La culture suédoise est un aspect important de ma vie, que je n’avais jamais traité de manière satisfaisante. C’est une culture très particulière. Les rituels sont intéressants, notamment celui de la Sainte-Lucie. J’aime beaucoup la littérature suédoise, je viens de coéditer une anthologie qui sera publiée par la University of Minnesota Press. J’ai travaillé là-dessus pendant dix ans.

À part votre trilogie de la rage, avez-vous un faible pour la littérature à contraintes ? Est-ce que cela a un rapport avec votre style humoristique ?

Je pense encore à Joan Didion, elle ne se permet pas d’utiliser beaucoup de mots : il faut trouver le mot juste, pour maintenir une ligne épurée. J’aime les contraintes qui permettent à une œuvre de s’étendre ; c’est le cas chez elle. Pour Dompter les vagues, j’ai commencé avec la première personne du pluriel – le « nous » –, je savais que je ne pourrais pas le maintenir pendant tout le roman, mais cette contrainte m’a plu. C’est à vingt-quatre ou vingt-cinq ans que j’ai décidé d’écrire des choses drôles. Et ça va de pair avec ma préférence pour le style épuré : une phrase est plus drôle si elle est courte.

À part ceux déjà cités, y a-t-il des écrivains qui ont compté pour vous ? 

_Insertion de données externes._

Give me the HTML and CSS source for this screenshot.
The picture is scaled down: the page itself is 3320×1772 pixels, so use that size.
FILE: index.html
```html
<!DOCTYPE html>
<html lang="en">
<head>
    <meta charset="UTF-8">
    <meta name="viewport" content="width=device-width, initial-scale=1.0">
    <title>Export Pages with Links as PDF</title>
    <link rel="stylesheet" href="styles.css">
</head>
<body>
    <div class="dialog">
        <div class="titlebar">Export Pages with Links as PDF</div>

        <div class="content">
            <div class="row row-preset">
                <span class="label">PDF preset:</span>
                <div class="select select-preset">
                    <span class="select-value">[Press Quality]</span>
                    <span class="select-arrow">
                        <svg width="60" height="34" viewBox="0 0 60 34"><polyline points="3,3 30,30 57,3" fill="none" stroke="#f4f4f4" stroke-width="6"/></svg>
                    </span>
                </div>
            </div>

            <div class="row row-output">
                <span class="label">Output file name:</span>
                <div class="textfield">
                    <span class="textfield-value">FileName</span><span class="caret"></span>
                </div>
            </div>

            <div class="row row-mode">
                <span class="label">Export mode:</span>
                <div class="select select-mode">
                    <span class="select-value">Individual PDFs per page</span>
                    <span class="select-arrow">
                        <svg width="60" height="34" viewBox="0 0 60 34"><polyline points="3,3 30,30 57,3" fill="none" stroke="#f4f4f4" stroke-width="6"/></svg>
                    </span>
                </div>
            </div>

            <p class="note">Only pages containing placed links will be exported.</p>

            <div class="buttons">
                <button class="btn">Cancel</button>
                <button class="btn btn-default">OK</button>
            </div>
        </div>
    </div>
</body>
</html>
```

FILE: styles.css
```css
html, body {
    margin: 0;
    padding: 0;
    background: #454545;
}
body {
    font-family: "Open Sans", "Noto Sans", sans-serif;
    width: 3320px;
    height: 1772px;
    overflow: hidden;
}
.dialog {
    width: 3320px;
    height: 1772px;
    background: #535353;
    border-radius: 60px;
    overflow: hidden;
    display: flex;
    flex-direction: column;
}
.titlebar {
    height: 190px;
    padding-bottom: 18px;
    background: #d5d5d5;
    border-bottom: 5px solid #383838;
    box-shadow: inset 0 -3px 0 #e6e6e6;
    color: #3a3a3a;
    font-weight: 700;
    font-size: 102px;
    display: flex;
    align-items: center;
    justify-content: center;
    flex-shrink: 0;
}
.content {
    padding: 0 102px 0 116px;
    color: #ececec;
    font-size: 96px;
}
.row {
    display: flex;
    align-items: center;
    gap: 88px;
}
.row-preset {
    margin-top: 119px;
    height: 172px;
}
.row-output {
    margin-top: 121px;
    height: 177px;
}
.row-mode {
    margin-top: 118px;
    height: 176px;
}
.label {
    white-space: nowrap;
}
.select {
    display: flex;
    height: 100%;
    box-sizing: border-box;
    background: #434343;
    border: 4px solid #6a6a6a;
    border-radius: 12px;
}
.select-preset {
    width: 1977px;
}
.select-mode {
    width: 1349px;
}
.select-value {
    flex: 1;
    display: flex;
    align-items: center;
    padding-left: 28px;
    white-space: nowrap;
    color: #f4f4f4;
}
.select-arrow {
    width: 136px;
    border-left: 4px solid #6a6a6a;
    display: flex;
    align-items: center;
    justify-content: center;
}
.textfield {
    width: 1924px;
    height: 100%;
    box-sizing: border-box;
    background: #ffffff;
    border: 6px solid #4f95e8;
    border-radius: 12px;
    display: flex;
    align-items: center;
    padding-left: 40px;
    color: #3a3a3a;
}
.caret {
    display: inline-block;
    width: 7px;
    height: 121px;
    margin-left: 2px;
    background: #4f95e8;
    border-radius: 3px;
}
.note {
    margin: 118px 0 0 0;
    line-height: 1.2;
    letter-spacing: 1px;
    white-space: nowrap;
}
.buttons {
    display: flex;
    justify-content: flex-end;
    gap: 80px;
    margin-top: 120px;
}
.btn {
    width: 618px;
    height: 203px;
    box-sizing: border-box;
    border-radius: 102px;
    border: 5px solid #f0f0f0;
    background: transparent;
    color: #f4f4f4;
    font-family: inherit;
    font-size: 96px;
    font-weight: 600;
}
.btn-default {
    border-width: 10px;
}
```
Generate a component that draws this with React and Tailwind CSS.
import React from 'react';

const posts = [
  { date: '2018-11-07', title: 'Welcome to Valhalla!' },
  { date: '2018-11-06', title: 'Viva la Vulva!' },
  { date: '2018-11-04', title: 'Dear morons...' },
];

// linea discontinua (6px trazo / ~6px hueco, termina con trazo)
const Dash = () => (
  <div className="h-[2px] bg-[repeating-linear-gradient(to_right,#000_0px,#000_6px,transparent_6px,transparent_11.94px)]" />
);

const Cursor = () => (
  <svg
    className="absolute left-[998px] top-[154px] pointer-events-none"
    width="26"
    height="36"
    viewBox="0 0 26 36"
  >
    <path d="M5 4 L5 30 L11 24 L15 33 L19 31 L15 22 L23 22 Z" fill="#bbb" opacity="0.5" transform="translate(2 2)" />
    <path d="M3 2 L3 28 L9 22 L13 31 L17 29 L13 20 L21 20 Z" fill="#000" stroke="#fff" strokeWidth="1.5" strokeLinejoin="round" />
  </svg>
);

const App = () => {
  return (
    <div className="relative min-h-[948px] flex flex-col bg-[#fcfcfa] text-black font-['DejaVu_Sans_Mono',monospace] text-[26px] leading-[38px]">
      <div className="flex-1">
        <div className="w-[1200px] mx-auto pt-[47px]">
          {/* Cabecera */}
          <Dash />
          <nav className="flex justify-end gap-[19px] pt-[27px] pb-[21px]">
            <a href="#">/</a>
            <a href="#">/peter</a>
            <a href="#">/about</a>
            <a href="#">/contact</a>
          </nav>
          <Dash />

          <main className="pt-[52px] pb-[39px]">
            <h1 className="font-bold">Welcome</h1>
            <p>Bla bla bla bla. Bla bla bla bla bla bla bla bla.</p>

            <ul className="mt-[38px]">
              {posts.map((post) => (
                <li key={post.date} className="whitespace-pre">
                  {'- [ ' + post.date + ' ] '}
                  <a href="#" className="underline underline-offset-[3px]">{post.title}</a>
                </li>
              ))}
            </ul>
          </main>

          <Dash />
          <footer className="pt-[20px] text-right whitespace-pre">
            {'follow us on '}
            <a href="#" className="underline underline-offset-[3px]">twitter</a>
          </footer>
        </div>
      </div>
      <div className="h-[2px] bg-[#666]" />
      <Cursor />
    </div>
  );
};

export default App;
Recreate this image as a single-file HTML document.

Ces dix dernières années, je me suis immergée dans l’anthologie suédoise dont je suis coéditrice, la plupart des auteurs écrivaient avant 1940, j’ai remarqué un thème récurrent, que ce soit Strindberg, Lagerkvist ou des écrivains moins connus, qui n’ont jamais été traduits en anglais, tels Agnes von Krusenstjerna, Victoria Benedictsson et Hjalmar Söderberg : ils sont intéressants parce qu’ils traitent de sujets sombres avec une certaine légèreté. J’y pense souvent, même si la gamme est moins sombre dans Dompter les vagues. J’apprécie également la critique sociale présente dans leurs œuvres.